EXERCISE DETAILS:
From the entries provided below, copy each line that contains the word "this".
-------
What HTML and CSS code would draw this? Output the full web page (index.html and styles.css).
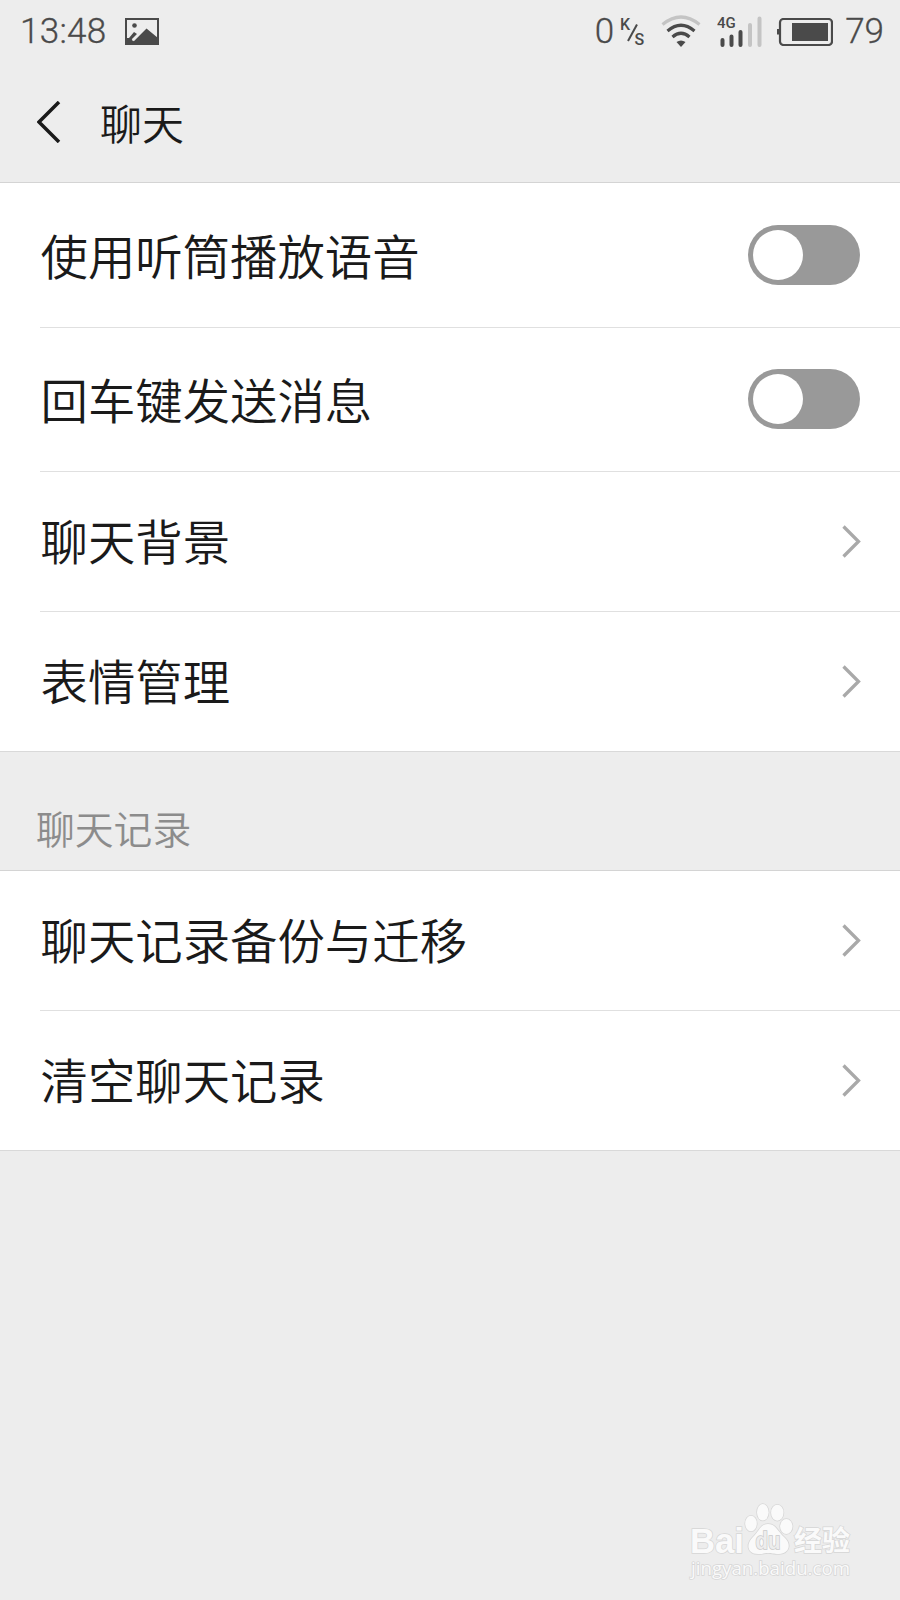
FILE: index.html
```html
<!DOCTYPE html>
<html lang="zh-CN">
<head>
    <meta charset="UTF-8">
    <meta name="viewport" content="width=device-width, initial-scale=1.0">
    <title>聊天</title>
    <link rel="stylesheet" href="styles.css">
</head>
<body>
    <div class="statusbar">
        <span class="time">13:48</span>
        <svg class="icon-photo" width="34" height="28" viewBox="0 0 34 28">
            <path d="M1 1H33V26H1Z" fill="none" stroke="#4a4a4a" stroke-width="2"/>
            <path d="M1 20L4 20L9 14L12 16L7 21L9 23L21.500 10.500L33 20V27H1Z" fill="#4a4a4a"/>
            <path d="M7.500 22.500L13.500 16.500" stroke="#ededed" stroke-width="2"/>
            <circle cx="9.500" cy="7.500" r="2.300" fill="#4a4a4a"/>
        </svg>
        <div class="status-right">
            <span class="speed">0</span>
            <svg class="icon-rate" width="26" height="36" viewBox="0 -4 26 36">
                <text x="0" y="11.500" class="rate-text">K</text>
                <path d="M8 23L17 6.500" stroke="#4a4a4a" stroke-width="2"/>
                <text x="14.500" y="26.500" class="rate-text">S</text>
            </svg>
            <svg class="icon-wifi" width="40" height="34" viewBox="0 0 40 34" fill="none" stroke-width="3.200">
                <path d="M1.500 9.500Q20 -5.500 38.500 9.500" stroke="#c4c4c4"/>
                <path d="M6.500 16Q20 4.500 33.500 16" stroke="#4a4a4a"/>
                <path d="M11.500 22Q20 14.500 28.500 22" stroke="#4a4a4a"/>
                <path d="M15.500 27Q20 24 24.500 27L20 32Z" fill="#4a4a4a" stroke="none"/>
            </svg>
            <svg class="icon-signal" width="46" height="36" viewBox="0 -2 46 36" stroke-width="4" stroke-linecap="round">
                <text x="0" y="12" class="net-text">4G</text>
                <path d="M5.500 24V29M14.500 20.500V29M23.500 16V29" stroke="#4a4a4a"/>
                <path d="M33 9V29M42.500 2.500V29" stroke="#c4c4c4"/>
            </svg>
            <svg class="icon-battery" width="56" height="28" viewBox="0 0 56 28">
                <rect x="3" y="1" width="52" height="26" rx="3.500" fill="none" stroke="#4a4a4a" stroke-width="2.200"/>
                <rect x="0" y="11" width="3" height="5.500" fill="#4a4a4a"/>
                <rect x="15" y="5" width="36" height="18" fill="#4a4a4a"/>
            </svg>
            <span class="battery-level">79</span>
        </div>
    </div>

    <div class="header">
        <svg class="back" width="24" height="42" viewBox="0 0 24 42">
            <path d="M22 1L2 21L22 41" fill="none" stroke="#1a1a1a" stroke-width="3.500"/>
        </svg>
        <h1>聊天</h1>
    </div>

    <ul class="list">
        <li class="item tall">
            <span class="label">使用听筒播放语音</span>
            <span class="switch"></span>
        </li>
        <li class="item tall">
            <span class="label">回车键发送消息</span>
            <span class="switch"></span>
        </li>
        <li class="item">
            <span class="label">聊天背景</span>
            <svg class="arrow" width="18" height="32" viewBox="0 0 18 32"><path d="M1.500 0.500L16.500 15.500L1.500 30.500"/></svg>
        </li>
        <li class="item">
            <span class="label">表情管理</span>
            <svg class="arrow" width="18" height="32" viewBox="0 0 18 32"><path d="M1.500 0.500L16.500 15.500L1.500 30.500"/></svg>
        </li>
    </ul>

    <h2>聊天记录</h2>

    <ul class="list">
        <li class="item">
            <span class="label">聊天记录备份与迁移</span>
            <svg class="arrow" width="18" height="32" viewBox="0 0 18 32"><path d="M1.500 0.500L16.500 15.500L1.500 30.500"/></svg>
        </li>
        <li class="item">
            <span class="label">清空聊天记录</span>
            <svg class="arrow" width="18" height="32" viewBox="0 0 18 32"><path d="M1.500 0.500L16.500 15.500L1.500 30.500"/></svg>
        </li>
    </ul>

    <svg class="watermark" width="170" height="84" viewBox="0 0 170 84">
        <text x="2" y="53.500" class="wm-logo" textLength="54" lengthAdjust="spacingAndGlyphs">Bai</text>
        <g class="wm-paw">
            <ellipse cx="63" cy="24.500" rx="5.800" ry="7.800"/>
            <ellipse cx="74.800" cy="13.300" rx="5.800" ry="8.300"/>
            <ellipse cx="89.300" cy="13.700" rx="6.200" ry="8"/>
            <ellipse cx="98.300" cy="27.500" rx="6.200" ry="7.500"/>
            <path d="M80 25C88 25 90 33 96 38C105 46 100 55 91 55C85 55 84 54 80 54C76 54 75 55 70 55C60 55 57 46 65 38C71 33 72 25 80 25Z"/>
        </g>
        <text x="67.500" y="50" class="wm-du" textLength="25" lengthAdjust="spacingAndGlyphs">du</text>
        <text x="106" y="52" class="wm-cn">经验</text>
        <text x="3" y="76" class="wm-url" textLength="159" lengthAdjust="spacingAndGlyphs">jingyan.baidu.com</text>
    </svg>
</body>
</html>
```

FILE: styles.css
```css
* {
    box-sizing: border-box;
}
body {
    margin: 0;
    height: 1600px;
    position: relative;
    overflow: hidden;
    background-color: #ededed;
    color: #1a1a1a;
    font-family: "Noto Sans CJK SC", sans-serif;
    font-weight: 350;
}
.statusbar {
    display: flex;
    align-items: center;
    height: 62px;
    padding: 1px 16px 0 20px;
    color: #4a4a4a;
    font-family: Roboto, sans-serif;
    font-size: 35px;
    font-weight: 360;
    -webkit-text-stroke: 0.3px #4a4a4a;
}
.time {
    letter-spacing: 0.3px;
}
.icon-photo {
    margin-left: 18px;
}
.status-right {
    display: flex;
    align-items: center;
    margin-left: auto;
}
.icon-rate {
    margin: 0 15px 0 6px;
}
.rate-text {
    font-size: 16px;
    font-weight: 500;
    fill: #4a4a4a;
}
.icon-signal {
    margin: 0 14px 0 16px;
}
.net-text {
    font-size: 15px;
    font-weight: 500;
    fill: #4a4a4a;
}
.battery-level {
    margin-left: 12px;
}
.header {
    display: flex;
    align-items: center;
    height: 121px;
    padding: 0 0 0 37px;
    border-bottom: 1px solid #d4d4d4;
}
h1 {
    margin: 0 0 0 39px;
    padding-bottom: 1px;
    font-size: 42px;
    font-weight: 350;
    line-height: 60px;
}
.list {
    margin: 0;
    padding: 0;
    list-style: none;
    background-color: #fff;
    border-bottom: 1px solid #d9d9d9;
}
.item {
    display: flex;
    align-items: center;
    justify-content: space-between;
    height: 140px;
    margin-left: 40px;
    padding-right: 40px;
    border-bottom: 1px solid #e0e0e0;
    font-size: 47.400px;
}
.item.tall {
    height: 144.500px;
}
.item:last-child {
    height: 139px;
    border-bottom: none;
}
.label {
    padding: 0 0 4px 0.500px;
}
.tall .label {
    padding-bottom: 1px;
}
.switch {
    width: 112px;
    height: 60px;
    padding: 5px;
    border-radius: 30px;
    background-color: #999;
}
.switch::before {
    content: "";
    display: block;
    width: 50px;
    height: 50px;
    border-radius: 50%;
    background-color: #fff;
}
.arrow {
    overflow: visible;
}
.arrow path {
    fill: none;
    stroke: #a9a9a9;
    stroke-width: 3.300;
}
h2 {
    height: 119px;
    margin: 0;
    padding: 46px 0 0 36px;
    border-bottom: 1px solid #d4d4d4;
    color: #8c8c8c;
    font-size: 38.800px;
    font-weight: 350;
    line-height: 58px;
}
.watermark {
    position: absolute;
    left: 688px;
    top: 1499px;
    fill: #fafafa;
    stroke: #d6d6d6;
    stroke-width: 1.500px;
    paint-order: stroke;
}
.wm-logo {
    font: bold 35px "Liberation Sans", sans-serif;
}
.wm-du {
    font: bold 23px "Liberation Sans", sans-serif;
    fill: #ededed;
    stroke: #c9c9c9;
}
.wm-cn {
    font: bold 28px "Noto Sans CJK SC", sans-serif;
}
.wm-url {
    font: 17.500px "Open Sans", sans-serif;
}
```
-------
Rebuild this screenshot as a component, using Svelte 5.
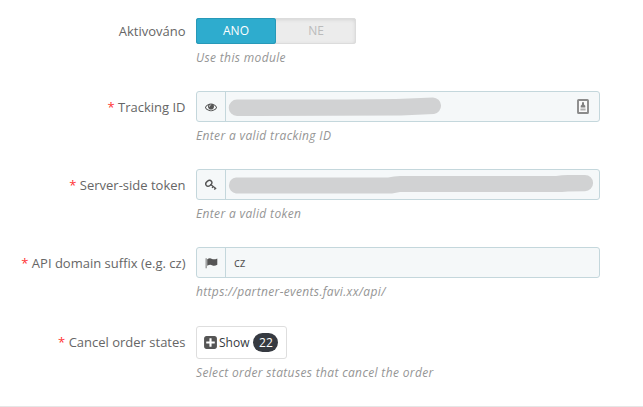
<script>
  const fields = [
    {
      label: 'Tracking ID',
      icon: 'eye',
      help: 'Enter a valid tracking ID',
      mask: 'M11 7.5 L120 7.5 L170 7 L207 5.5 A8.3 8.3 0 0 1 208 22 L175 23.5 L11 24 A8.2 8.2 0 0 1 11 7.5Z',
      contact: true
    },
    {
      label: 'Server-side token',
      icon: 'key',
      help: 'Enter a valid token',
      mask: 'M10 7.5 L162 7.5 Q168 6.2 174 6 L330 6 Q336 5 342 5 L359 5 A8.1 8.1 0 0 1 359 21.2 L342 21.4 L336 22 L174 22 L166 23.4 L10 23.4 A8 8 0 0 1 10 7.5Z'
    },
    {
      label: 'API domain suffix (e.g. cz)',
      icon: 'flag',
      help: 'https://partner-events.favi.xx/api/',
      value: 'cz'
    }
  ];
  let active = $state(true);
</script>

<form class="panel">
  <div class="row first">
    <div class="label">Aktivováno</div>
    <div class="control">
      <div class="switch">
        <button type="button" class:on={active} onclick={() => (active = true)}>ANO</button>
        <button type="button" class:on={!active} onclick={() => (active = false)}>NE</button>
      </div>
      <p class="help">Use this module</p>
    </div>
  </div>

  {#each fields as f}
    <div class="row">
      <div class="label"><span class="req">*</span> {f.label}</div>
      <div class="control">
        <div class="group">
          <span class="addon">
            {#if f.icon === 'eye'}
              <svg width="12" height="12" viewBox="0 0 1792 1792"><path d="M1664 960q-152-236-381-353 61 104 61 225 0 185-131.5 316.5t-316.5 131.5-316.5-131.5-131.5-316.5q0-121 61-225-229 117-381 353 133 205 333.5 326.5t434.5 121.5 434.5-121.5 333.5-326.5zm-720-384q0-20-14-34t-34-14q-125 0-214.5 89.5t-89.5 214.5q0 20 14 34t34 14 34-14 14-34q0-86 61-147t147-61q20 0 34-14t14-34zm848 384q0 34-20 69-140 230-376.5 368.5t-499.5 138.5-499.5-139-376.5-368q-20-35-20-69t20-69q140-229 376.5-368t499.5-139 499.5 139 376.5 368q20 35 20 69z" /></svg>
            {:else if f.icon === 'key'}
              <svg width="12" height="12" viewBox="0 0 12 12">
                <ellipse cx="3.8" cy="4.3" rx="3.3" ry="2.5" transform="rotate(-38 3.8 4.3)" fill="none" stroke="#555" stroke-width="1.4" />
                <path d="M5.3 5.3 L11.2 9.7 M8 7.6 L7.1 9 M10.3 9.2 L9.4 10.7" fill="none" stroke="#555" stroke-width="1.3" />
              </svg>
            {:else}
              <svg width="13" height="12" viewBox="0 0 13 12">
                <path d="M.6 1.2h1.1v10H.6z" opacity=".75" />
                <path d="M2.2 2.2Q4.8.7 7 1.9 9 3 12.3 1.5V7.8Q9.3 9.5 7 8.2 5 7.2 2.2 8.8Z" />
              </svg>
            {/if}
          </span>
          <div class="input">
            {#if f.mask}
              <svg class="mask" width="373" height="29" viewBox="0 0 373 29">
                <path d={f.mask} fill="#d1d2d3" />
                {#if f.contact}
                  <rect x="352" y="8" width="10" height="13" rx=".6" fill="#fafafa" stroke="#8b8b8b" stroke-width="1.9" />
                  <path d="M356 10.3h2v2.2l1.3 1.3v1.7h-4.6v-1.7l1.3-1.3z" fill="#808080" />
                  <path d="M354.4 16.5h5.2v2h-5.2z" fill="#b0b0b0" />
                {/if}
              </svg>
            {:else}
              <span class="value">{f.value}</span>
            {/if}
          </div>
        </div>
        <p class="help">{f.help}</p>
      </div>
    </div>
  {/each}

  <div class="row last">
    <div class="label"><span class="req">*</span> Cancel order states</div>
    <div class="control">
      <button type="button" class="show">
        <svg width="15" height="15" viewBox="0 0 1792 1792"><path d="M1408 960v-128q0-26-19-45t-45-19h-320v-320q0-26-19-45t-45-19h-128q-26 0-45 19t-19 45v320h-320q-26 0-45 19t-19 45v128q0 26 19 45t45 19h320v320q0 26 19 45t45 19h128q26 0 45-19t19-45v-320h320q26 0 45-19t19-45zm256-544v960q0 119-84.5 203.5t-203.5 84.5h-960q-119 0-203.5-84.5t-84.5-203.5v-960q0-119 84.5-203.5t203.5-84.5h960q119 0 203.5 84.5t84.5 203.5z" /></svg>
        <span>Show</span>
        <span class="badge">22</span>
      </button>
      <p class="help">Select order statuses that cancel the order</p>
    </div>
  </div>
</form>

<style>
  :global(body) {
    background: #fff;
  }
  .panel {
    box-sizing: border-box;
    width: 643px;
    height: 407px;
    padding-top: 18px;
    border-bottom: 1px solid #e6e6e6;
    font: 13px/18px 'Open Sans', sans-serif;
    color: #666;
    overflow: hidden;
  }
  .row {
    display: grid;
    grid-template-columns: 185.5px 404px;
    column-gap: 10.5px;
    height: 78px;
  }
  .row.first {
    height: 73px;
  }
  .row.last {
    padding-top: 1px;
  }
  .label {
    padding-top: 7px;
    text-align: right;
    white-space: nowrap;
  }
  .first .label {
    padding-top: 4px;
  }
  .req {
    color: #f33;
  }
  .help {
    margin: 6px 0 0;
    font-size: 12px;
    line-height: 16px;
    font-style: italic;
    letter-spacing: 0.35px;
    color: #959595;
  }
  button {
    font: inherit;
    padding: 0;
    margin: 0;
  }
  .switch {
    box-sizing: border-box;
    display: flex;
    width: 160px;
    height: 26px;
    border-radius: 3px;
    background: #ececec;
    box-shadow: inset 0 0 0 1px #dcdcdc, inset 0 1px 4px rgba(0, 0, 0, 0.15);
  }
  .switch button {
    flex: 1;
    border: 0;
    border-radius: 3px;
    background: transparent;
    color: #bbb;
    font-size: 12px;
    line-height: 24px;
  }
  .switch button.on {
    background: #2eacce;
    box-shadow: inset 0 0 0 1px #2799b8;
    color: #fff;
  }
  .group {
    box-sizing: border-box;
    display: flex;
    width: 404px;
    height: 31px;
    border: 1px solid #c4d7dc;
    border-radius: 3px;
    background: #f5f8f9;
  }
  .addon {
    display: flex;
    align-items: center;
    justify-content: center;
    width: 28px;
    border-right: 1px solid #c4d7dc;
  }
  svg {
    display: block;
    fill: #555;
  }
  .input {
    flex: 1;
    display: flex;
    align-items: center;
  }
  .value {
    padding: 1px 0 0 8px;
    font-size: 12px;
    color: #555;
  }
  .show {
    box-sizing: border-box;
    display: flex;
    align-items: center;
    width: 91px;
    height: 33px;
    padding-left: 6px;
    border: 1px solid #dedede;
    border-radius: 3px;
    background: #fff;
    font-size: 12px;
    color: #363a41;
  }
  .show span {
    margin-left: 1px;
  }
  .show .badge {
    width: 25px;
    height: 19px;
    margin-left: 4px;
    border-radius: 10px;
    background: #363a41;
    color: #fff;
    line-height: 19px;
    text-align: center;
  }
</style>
-------
EXPECTED ANSWER:
What HTML and CSS code would draw this? Output the full web page (index.html and styles.css).
Rebuild this screenshot as a component, using Svelte 5.
      <p class="help">Use this module</p>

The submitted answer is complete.